This week, members of Connecticut’s joint judiciary committee approved House Bill 6581, a piece of legislation that would grant automatic reviews for individuals given sentences in excess of 10 years and were under the age of 18 at the time the crimes were committed.
The bill is a response to last year’s Miller v. Alabama ruling, and part of a larger package of state reforms recommended by a commission of Connecticut’s prosecutors, defense attorneys and judges. The legislation will now proceed to a vote on the floor of the state’s House of Representatives.
Judiciary Committee Co-Chairman Gerry Fox (D-Stamford) toldThe Hartford Courant that while the proposed legislation gives inmates an opportunity for release from prison, the measure by no means would result in the automatic release of the state’s juvenile offenders.
“This does not say that these inmates would definitely get out of prison,” Rep. Fox is quoted. "What it does, is allow them the possibility of getting out of prison.”
Rep. Fox continued, stating that the basis for the measure is that juveniles are at a “point in their lives when the acts that they committed would warrant a second look.”

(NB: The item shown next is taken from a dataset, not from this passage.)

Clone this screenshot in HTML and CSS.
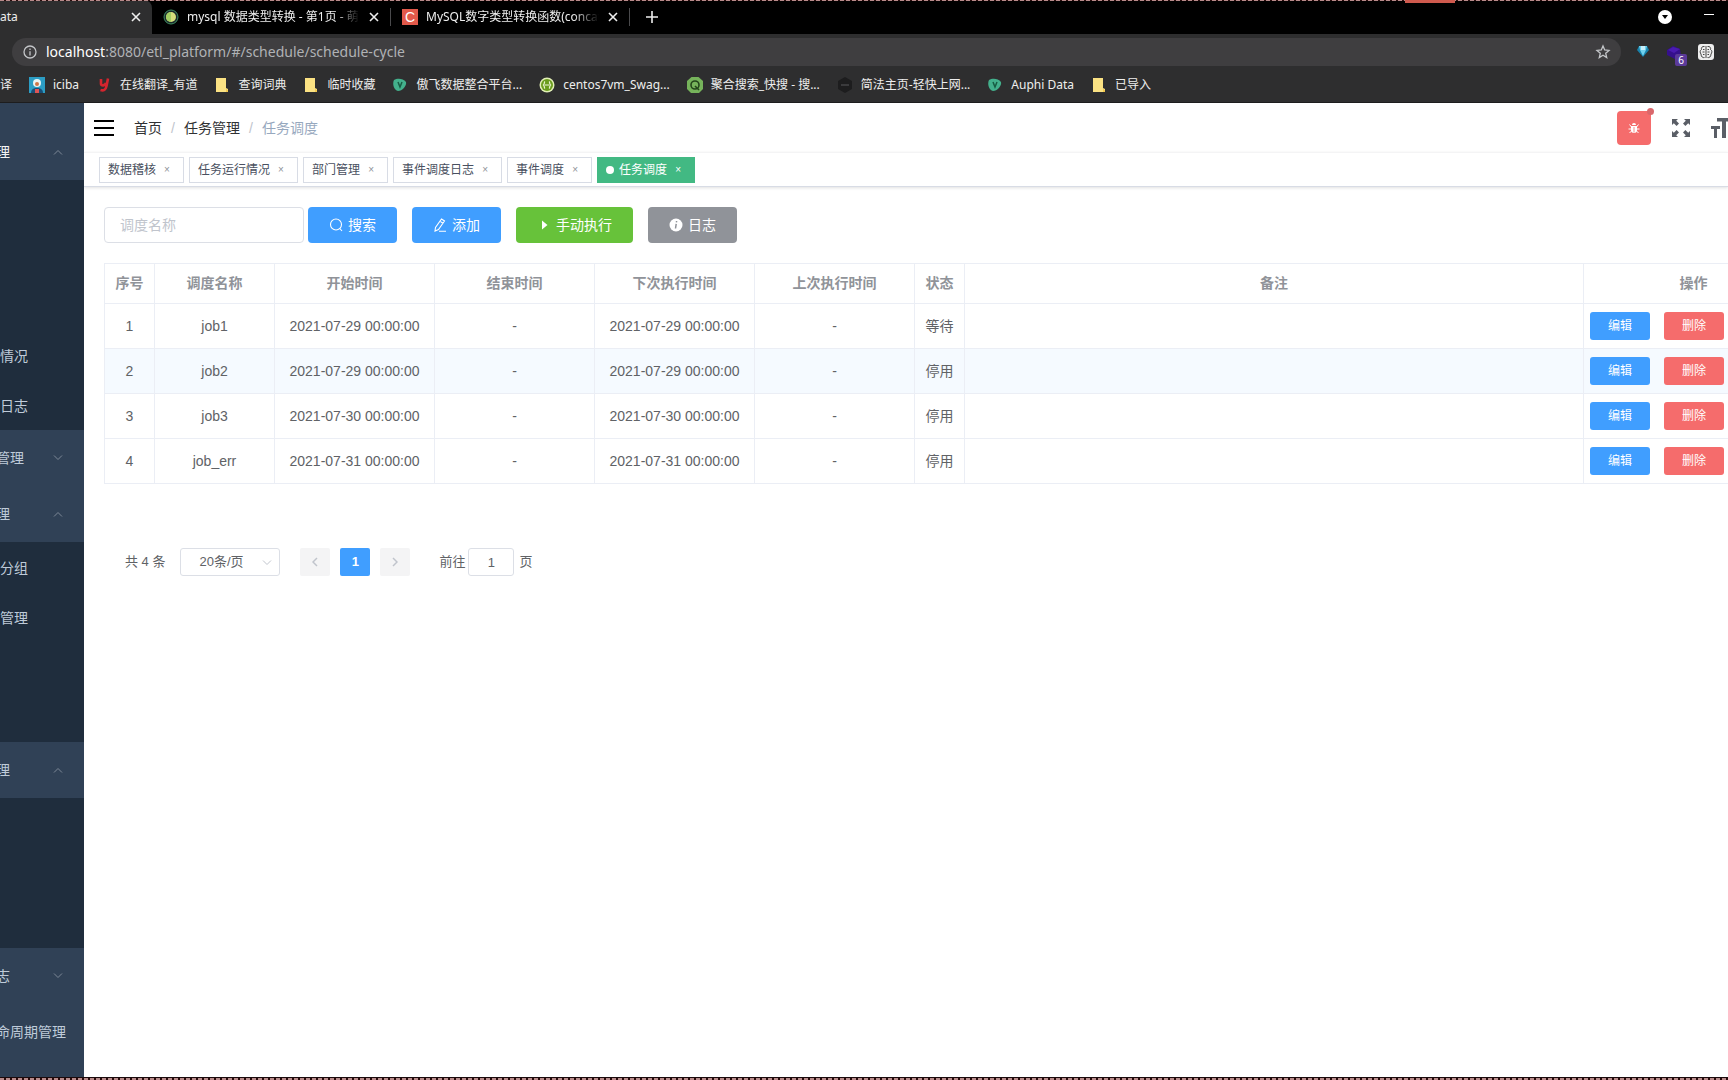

Ranking Republican of the joint judiciary committee, Sen. John Kissel, told the Hartford Courant that more time is necessary to mull the legislation. He said that his opinion of the bill was heavily swayed by hearing victim testimonies at a public hearing held earlier this year.
“I recognize that the United States Supreme Court [compels] the states to bring their statutes to comport with [Miller v. Alabama], but at the time, I’m not comfortable with what we have before us,” he is quoted. “It’s amazing to me that any human being could do these things to other human beings … I don’t care how old they are.”